Sunday, July 17, 2016

I have my first, mediated, court session with my ex on Wednesday.
It's stressful.
There's so much I have to do in order to be considered a "good parent" and even then, I'm going to sit down in front of a person who's going to tell me how to parent.

Pretty sure I didn't push an instruction guide out of my vagina along with my son.

I'm taking a three and a half hour parenting class, REQUIRED, for both my ex and I before the court session.,
I can't handle the woman's voice.
It's all about older kids.
There is, so far, nothing useful about this class.

Nothing is going to work for my ex and I except the mediator telling him he needs to do this and I need to do that.

The issue is that HE won't let me see my son.
I have a right to see him.

DUMBASS.

I could put him in jail for contempt because he hasn't let me see my son in seven months.

SEVEN MONTHS!

What are you thinking? Do you think I'm going to disappear and forget about him? I don't think so buddy. That's my baby too. You wouldn't even have him if it wasn't for me and my uterus.

I couldn't even imagine keeping Jamie from his dad. Ever.

All I ever wanted growing up was to have both of my parents around, I wasn't lucky enough to have either one. I am absolutely not going to let my son go through that. He deserves all the love in the world.

I can't believe that it's already time to go to court for him. Thank god.
I miss him so much.

I want to be able to be back in his life, sooner rather than later, for his own sake. He doesn't deserve to not have his mom or dad around. He doesn't need to be asking all these questions about where mommy or daddy is, grandpa or grandma, ext.

That's too much emotional instability that I never wish on my son.

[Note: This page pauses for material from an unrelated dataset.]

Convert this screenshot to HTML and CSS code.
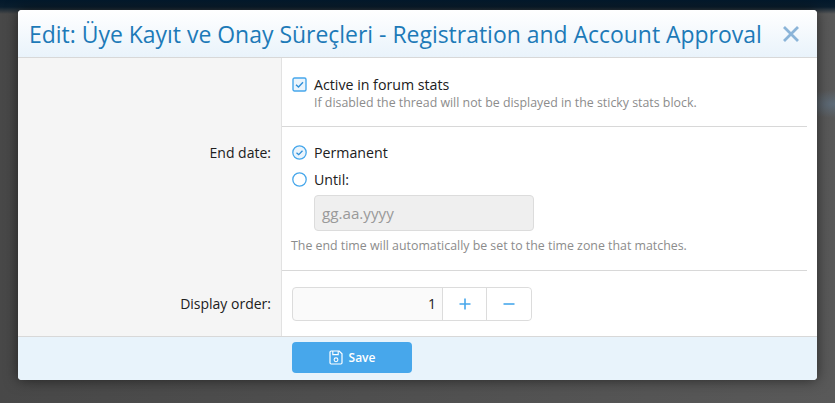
FILE: index.html
```html
<!DOCTYPE html>
<html lang="en">
<head>
<meta charset="utf-8">
<title>Edit</title>
<link rel="stylesheet" href="styles.css">
</head>
<body>
<div class="modal">
  <header class="head">
    <h1 class="title">Edit: Üye Kayıt ve Onay Süreçleri - Registration and Account Approval</h1>
    <svg class="close" width="18" height="18" viewBox="0 0 18 18"><path d="M2 2l14 14M16 2L2 16" fill="none" stroke="#8bb4d8" stroke-width="2.8"/></svg>
  </header>
  <div class="form">
    <div class="row row-a">
      <div class="label"></div>
      <div class="field">
        <div class="opt">
          <svg class="ico" width="15" height="15" viewBox="0 0 15 15"><rect x="1" y="1" width="13" height="13" rx="1.500" fill="#eaf4fc" stroke="#47a7eb" stroke-width="1.400"/><path d="M4 7.700l2.500 2.300 4.500-4.700" fill="none" stroke="#2f8fd8" stroke-width="1.400"/></svg>
          <span>Active in forum stats</span>
        </div>
        <p class="hint hint-a">If disabled the thread will not be displayed in the sticky stats block.</p>
      </div>
    </div>
    <div class="row row-b">
      <div class="label">End date:</div>
      <div class="field">
        <div class="opt">
          <svg class="ico" width="15" height="15" viewBox="0 0 15 15"><circle cx="7.500" cy="7.500" r="6.700" fill="#eaf4fc" stroke="#47a7eb" stroke-width="1.300"/><path d="M4.500 7.700l2.200 2 3.800-4" fill="none" stroke="#2f8fd8" stroke-width="1.300"/></svg>
          <span>Permanent</span>
        </div>
        <div class="opt opt-2">
          <svg class="ico" width="15" height="15" viewBox="0 0 15 15"><circle cx="7.500" cy="7.500" r="6.700" fill="#fff" stroke="#47a7eb" stroke-width="1.300"/></svg>
          <span>Until:</span>
        </div>
        <div class="date">gg.aa.yyyy</div>
        <p class="hint hint-b">The end time will automatically be set to the time zone that matches.</p>
      </div>
    </div>
    <div class="row row-c">
      <div class="label">Display order:</div>
      <div class="field">
        <div class="stepper">
          <div class="num">1</div>
          <div class="step">
            <svg width="12" height="12" viewBox="0 0 12 12"><path d="M6 .5v11M.5 6h11" stroke="#47a7eb" stroke-width="1.600" fill="none"/></svg>
          </div>
          <div class="step step-last">
            <svg width="12" height="12" viewBox="0 0 12 12"><path d="M.5 6h11" stroke="#47a7eb" stroke-width="1.600" fill="none"/></svg>
          </div>
        </div>
      </div>
    </div>
  </div>
  <footer class="foot">
    <div class="foot-gap"></div>
    <button class="save" type="button">
      <svg width="14" height="15" viewBox="0 0 14 15"><path d="M1 2.200C1 1.500 1.500 1 2.200 1h8L13 3.800v9c0 .7-.5 1.200-1.200 1.200H2.200C1.500 14 1 13.500 1 12.800z" fill="none" stroke="#fff" stroke-width="1.200"/><path d="M3.800 1v3.600h5.400V1" fill="none" stroke="#fff" stroke-width="1.100"/><circle cx="7" cy="9.800" r="1.900" fill="none" stroke="#fff" stroke-width="1.100"/></svg>
      <span>Save</span>
    </button>
  </footer>
</div>
</body>
</html>
```
FILE: styles.css
```css
* { box-sizing: border-box; }
html, body { margin: 0; height: 100%; }
body {
  height: 403px;
  overflow: hidden;
  padding: 10px 18px 0;
  background:
    linear-gradient(#03192c 0, #0a1e2e 7px, rgba(60, 60, 60, 0) 14px),
    radial-gradient(40px 14px at 100% 104px, #5d6b78, rgba(93, 107, 120, 0)),
    linear-gradient(90deg, #484848, #505050 50%, #595959);
  font-family: "Open Sans", sans-serif;
  color: #202020;
}
.modal {
  width: 799px;
  height: 370px;
  display: flex;
  flex-direction: column;
  background: #fff;
  border-radius: 4px;
  overflow: hidden;
  box-shadow: 0 0 14px rgba(0, 0, 0, .55);
}
.head {
  height: 48px;
  flex: none;
  display: flex;
  align-items: center;
  justify-content: space-between;
  padding: 0 17px 0 11px;
  background: linear-gradient(#ffffff, #e9f3fb);
  border-bottom: 1px solid #d8d8d8;
}
.title {
  margin: 0;
  font-size: 22.95px;
  font-weight: 400;
  line-height: 30px;
  color: #1d7ab8;
  white-space: nowrap;
}
.close { display: block; }
.form { flex: 1; display: flex; flex-direction: column; }
.row { display: flex; }
.row-a { height: 69px; }
.row-b { height: 144px; }
.row-c { height: 65px; }
.label {
  width: 264px;
  flex: none;
  padding-right: 10px;
  text-align: right;
  background: #f5f5f5;
  border-right: 1px solid #e2e2e2;
  font-size: 14px;
  line-height: 20px;
}
.field {
  flex: 1;
  margin-right: 10px;
  padding-left: 10px;
  border-bottom: 1px solid #d8d8d8;
}
.row-c .field { margin-right: 0; border-bottom: 0; }
.row-a .field { padding-top: 16px; }
.row-b .field { padding-top: 15px; }
.row-b .label { padding-top: 16px; }
.row-c .label { padding-top: 23px; }
.row-c .field { padding-top: 16px; }
.opt { display: flex; align-items: center; height: 20px; font-size: 14.2px; gap: 7px; }
.opt-2 { margin-top: 7px; }
.ico { display: block; flex: none; }
.hint { margin: 0; font-size: 12.36px; line-height: 16px; color: #8c8c8c; white-space: nowrap; }
.hint-a { padding-left: 22px; margin-top: 1px; }
.hint-b { margin-top: 7px; margin-left: -1px; }
.date {
  width: 220px;
  height: 36px;
  margin: 6px 0 0 22px;
  padding: 0 7px;
  display: flex;
  align-items: center;
  background: #efefef;
  border: 1px solid #dcdcdc;
  border-radius: 4px;
  color: #999;
  font-size: 15.2px;
}
.stepper {
  width: 240px;
  height: 34px;
  display: flex;
  background: #fafafa;
  border: 1px solid #dcdcdc;
  border-radius: 4px;
}
.num { flex: 1; text-align: right; padding-right: 6px; font-size: 14px; line-height: 32px; }
.step { width: 44px; flex: none; display: flex; align-items: center; justify-content: center; background: #fff; border-left: 1px solid #dcdcdc; }
.step-last { width: 45px; border-radius: 0 4px 4px 0; }
.foot {
  height: 44px;
  flex: none;
  display: flex;
  background: #e8f3fb;
  border-top: 1px solid #d8d8d8;
}
.foot-gap { width: 274px; flex: none; }
.save {
  width: 120px;
  height: 31px;
  margin-top: 5px;
  display: flex;
  align-items: center;
  justify-content: center;
  gap: 6px;
  border: 0;
  border-radius: 4px;
  background: #47a7eb;
  color: #fff;
  font: 600 12px "Open Sans", sans-serif;
}
```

I don't want him to end up like me.

Emotionally and mentally fucked up. I don't want him to think he's going crazy in his own mind because he can't figure out how he's feeling or why he's feeling the way he is.

THIS WOMAN'S VOICE IS UNBEARABLE.....

Why do I need to sit here and talk this class in order to see my son? I didn't ask for him to keep Jamie from me. In fact, he told me he would NEVER do that. Now, he's done it twice totaling in 11 months.